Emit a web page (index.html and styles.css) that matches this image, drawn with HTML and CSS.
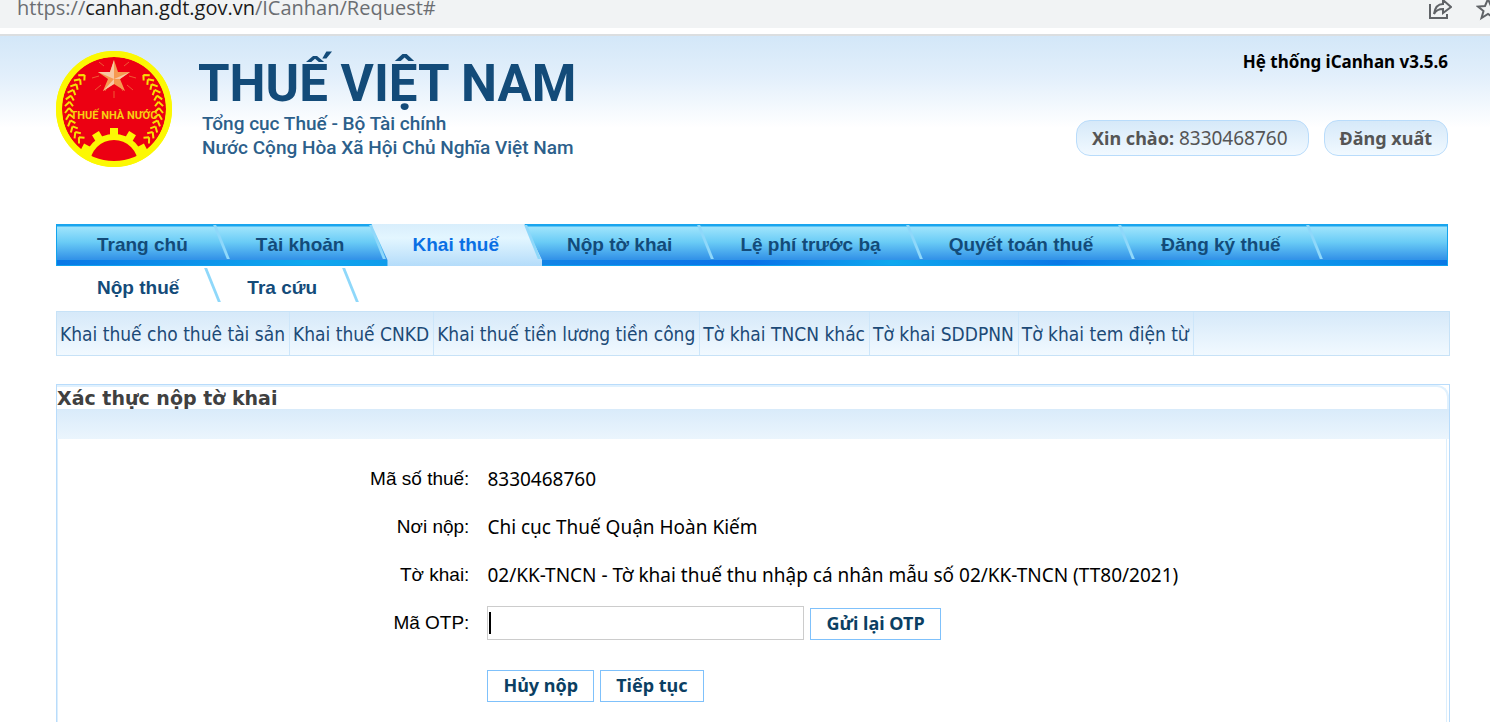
FILE: index.html
```html
<!DOCTYPE html>
<html lang="vi">
<head>
<meta charset="UTF-8">
<meta name="viewport" content="width=device-width, initial-scale=1.0">
<title>Thuế Việt Nam</title>
<link rel="stylesheet" href="styles.css">
</head>
<body>
    <div class="address-bar">
        <span class="url">https://<b>canhan.gdt.gov.vn</b>/ICanhan/Request#</span>
        <div class="address-icons">
            <svg class="icon" width="24" height="24" viewBox="0 0 24 24">
                <path d="M2 7V21H19V17M6 17C7 10 10 7 15 7V3L23 10L15 16V12C11 12 8 13 6 17Z"/>
            </svg>
            <svg class="icon" width="24" height="24" viewBox="0 0 24 24">
                <path d="M12 2L15 9L22 9.500L16.500 14L18.500 21L12 17L5.500 21L7.500 14L2 9.500L9 9Z"/>
            </svg>
        </div>
    </div>
    <div class="page">
        <header class="header">
            <div class="brand">
                <svg class="emblem" width="116" height="116" viewBox="0 0 116 116">
                    <defs>
                        <path id="leaf" d="M59 13l-5-4M59 13l-4 4"/>
                        <g id="wreath">
                            <use href="#leaf" transform="rotate(-42 58 58)"/>
                            <use href="#leaf" transform="rotate(-50 58 58)"/>
                            <use href="#leaf" transform="rotate(-58 58 58)"/>
                            <use href="#leaf" transform="rotate(-66 58 58)"/>
                            <use href="#leaf" transform="rotate(-74 58 58)"/>
                            <use href="#leaf" transform="rotate(-82 58 58)"/>
                            <use href="#leaf" transform="rotate(-90 58 58)"/>
                            <use href="#leaf" transform="rotate(-98 58 58)"/>
                            <use href="#leaf" transform="rotate(-106 58 58)"/>
                            <use href="#leaf" transform="rotate(-114 58 58)"/>
                            <use href="#leaf" transform="rotate(-122 58 58)"/>
                            <use href="#leaf" transform="rotate(-130 58 58)"/>
                        </g>
                        <clipPath id="disc"><circle cx="58" cy="58" r="53"/></clipPath>
                    </defs>
                    <circle cx="58" cy="58" r="58" fill="#fcf803"/>
                    <circle cx="58" cy="58" r="52" fill="#ec0012"/>
                    <g stroke="#ee5a34" stroke-width="1">
                        <path d="M43 11l5 4M73 11l-5 4M36 27l7-2M80 27l-7-2M39 39l6-5M77 39l-6-5M49 40l3-5M67 40l-3-5M58 40v7"/>
                    </g>
                    <path d="M58 9l4 12h12l-10 7 5 12-11-7-11 7 5-12-10-7h12z" fill="#f59a50"/>
                    <path d="M58 9v19l-16-7h12zM58 28v5l-11 7zM58 28l16-7-10 7z" fill="#f7c8a4"/>
                    <g fill="none" stroke="#f6e004" stroke-width="2">
                        <use href="#wreath"/>
                        <use href="#wreath" transform="translate(116 0) scale(-1 1)"/>
                    </g>
                    <text class="emblem-text" x="58" y="68" text-anchor="middle">THUẾ NHÀ NƯỚC</text>
                    <g clip-path="url(#disc)">
                        <g fill="#fcf803">
                            <circle cx="58" cy="113" r="30"/>
                            <rect x="54" y="77" width="8" height="9"/>
                            <rect x="54" y="77" width="8" height="9" transform="rotate(31 58 113)"/>
                            <rect x="54" y="77" width="8" height="9" transform="rotate(-31 58 113)"/>
                            <rect x="54" y="77" width="8" height="9" transform="rotate(62 58 113)"/>
                            <rect x="54" y="77" width="8" height="9" transform="rotate(-62 58 113)"/>
                        </g>
                        <circle cx="58" cy="113" r="24" fill="#ec0012"/>
                    </g>
                    <circle cx="58" cy="58" r="55" fill="none" stroke="#fcf803" stroke-width="6"/>
                </svg>
                <div class="brand-text">
                    <h1>THUẾ VIỆT NAM</h1>
                    <p>Tổng cục Thuế - Bộ Tài chính</p>
                    <p>Nước Cộng Hòa Xã Hội Chủ Nghĩa Việt Nam</p>
                </div>
            </div>
            <div class="account">
                <div class="version">Hệ thống iCanhan v3.5.6</div>
                <div class="pills">
                    <div class="pill user"><b>Xin chào:</b> 8330468760</div>
                    <a class="pill" href="#"><b>Đăng xuất</b></a>
                </div>
            </div>
        </header>
        <nav>
            <ul class="menu">
                <li><a href="#">Trang chủ</a></li>
                <li><a href="#">Tài khoản</a></li>
                <li class="active"><a href="#">Khai thuế</a></li>
                <li><a href="#">Nộp tờ khai</a></li>
                <li><a href="#">Lệ phí trước bạ</a></li>
                <li><a href="#">Quyết toán thuế</a></li>
                <li><a href="#">Đăng ký thuế</a></li>
                <li><a href="#">Nộp thuế</a></li>
                <li><a href="#">Tra cứu</a></li>
            </ul>
            <ul class="submenu">
                <li><a href="#">Khai thuế cho thuê tài sản</a></li>
                <li><a href="#">Khai thuế CNKD</a></li>
                <li><a href="#">Khai thuế tiền lương tiền công</a></li>
                <li><a href="#">Tờ khai TNCN khác</a></li>
                <li><a href="#">Tờ khai SDDPNN</a></li>
                <li><a href="#">Tờ khai tem điện từ</a></li>
            </ul>
        </nav>
        <main class="panel">
            <h2>Xác thực nộp tờ khai</h2>
            <div class="band"></div>
            <form class="panel-body">
                <table>
                    <tr>
                        <th>Mã số thuế:</th>
                        <td>8330468760</td>
                    </tr>
                    <tr>
                        <th>Nơi nộp:</th>
                        <td>Chi cục Thuế Quận Hoàn Kiếm</td>
                    </tr>
                    <tr>
                        <th>Tờ khai:</th>
                        <td>02/KK-TNCN - Tờ khai thuế thu nhập cá nhân mẫu số 02/KK-TNCN (TT80/2021)</td>
                    </tr>
                    <tr>
                        <th><label for="otp">Mã OTP:</label></th>
                        <td><div class="row"><input type="text" id="otp"><button type="button">Gửi lại OTP</button></div></td>
                    </tr>
                    <tr class="actions">
                        <th></th>
                        <td><div class="row"><button type="button">Hủy nộp</button><button type="submit">Tiếp tục</button></div></td>
                    </tr>
                </table>
            </form>
        </main>
    </div>
</body>
</html>
```
FILE: styles.css
```css
body {
    margin: 0;
    font-family: "Noto Sans", Tahoma, sans-serif;
    font-size: 19px;
    color: #000;
    background: #fff;
}
a {
    color: inherit;
    text-decoration: none;
}
ul {
    list-style: none;
    margin: 0;
    padding: 0;
}
.address-bar {
    display: flex;
    justify-content: space-between;
    align-items: flex-end;
    height: 28px;
    padding-left: 17px;
    background: #f1f3f4;
    border-bottom: 6px solid #fff;
    overflow: hidden;
}
.url {
    font-family: "Open Sans", "Segoe UI", sans-serif;
    font-size: 20px;
    line-height: 40px;
    color: #6b6e72;
}
.url b {
    font-weight: normal;
    color: #1b1b1b;
}
.address-icons {
    display: flex;
    gap: 24px;
    margin-right: -10px;
    padding-bottom: 7px;
}
.icon {
    fill: none;
    stroke: #606367;
    stroke-width: 2;
}
.page {
    padding: 0 40px 0 56px;
    border-top: 2px solid #dbdee0;
    background: linear-gradient(#d3e7f8, #e2effb 40px, #fff 92px);
}
.header {
    display: flex;
    justify-content: space-between;
    height: 188px;
    padding-right: 2px;
}
.brand {
    display: flex;
    gap: 26px;
    padding-top: 15px;
    align-items: flex-start;
}
.emblem-text {
    font-family: Roboto, sans-serif;
    font-size: 11px;
    font-weight: bold;
    fill: #f8cf10;
}
.brand-text {
    font-family: Roboto, sans-serif;
    color: #134b79;
}
h1 {
    margin: 5px 0 0;
    font-size: 51px;
    line-height: 56px;
}
.brand-text p {
    margin: 0 0 0 4px;
    font-size: 19px;
    font-weight: 500;
    line-height: 24px;
    color: #2c608b;
}
.account {
    display: flex;
    flex-direction: column;
    align-items: flex-end;
}
.version {
    margin-top: 14px;
    font-size: 17px;
    font-weight: bold;
    line-height: 24px;
}
.pills {
    display: flex;
    gap: 15px;
    height: 36px;
    margin-top: 46px;
}
.pill {
    padding: 0 15px;
    border: 1px solid #b9dcfb;
    border-radius: 14px;
    background: linear-gradient(#d6e9f9, #f1f9ff);
    color: #555;
    line-height: 34px;
}
.pill b {
    font-size: 18px;
}
.user {
    padding-right: 20px;
}
.menu {
    display: flex;
    flex-wrap: wrap;
    margin-right: 2px;
    background: linear-gradient(#12a3ee, #12a3ee) 0 0 / 1px 42px no-repeat,
        linear-gradient(#12a3ee, #12a3ee) 100% 0 / 1px 42px no-repeat,
        linear-gradient(90deg, #0a78e6, #0fa8ee 18%, #1284e6 35%, #0a72e8 50%, #0fa8ee 60%, #0a78e6 72%, #0fa8ee 84%, #0a78e6) 0 36px / 100% 5px no-repeat,
        linear-gradient(#19a5ee 2px, #9fe4fc 3px, #6accf6 18px, #3493e8 35px, #0fa0ee 41px) 0 0 / 100% 42px no-repeat;
}
.menu li {
    position: relative;
    height: 43px;
    padding: 0 27px 0 41px;
    font-family: "Liberation Sans", Arial, sans-serif;
    font-size: 19px;
    font-weight: bold;
    line-height: 42px;
    color: #134b79;
}
.menu li a {
    position: relative;
    z-index: 1;
}
/* slanted divider */
.menu li::after {
    content: "";
    position: absolute;
    top: 1px;
    right: -8px;
    width: 3px;
    height: 34px;
    background: #8fd8fa;
    transform: skewX(22deg);
}
.menu .active {
    color: #0a6fe4;
}
.menu .active::before {
    content: "";
    position: absolute;
    top: 0;
    left: 0;
    right: -16px;
    height: 42px;
    background: linear-gradient(#d8eefc, #e3f6ff 14px, #b4dcfa);
    clip-path: polygon(0 0, 153px 0, 100% 36px, 100% 100%, 16px 100%, 16px 36px);
}
.submenu {
    display: flex;
    margin-top: 1px;
    height: 43px;
    border: 1px solid #c7e2f7;
    background: linear-gradient(#d6e9f9, #f1f9ff);
    color: #1c4a77;
    font-family: "DejaVu Sans Condensed", Tahoma, sans-serif;
    line-height: 44px;
}
.submenu li {
    padding: 0 4px 0 3px;
    border-right: 1px solid #cde6fa;
}
.panel {
    margin-top: 28px;
    border: 1px solid #b9dcfb;
    border-bottom: 0;
}
h2 {
    margin: 0;
    height: 22px;
    font-family: "DejaVu Sans", Verdana, sans-serif;
    font-size: 19px;
    line-height: 22px;
    color: #404040;
    border: 2px solid #e0f1fe;
    border-width: 2px 2px 0 0;
    border-radius: 0 12px 0 0;
}
.band {
    height: 30px;
    background: linear-gradient(#d9ebfa, #ebf5fd);
}
.panel-body {
    margin-right: 2px;
    padding: 16px 0 20px;
    border: 1px solid #dbeefd;
    border-width: 0 1px;
    min-height: 260px;
}
table {
    width: 100%;
    border-collapse: collapse;
}
tr {
    height: 48px;
}
th {
    width: 30%;
    padding: 0 5px 0 0;
    font-family: "Liberation Sans", Arial, sans-serif;
    font-weight: normal;
    text-align: right;
}
td {
    padding: 0 0 0 13px;
}
.row {
    display: flex;
    align-items: flex-end;
    gap: 6px;
}
.row input {
    box-sizing: border-box;
    width: 317px;
    height: 34px;
    border: 1px solid #ccc;
    font-size: 19px;
    background: linear-gradient(#000, #000) 1px 5px / 2px 22px no-repeat;
}
button {
    height: 32px;
    padding: 0 15px 2px;
    border: 1px solid #7fc1fb;
    background: #fff;
    color: #0b3f63;
    font-family: "Noto Sans", Tahoma, sans-serif;
    font-size: 18px;
    font-weight: bold;
}
.actions {
    height: 78px;
}
```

DIRECTIONS FOR THIS TASK:
Tally the lines of the preceding listing in which the word "page" appears; state nothing but the total.

TASK RESPONSE:
3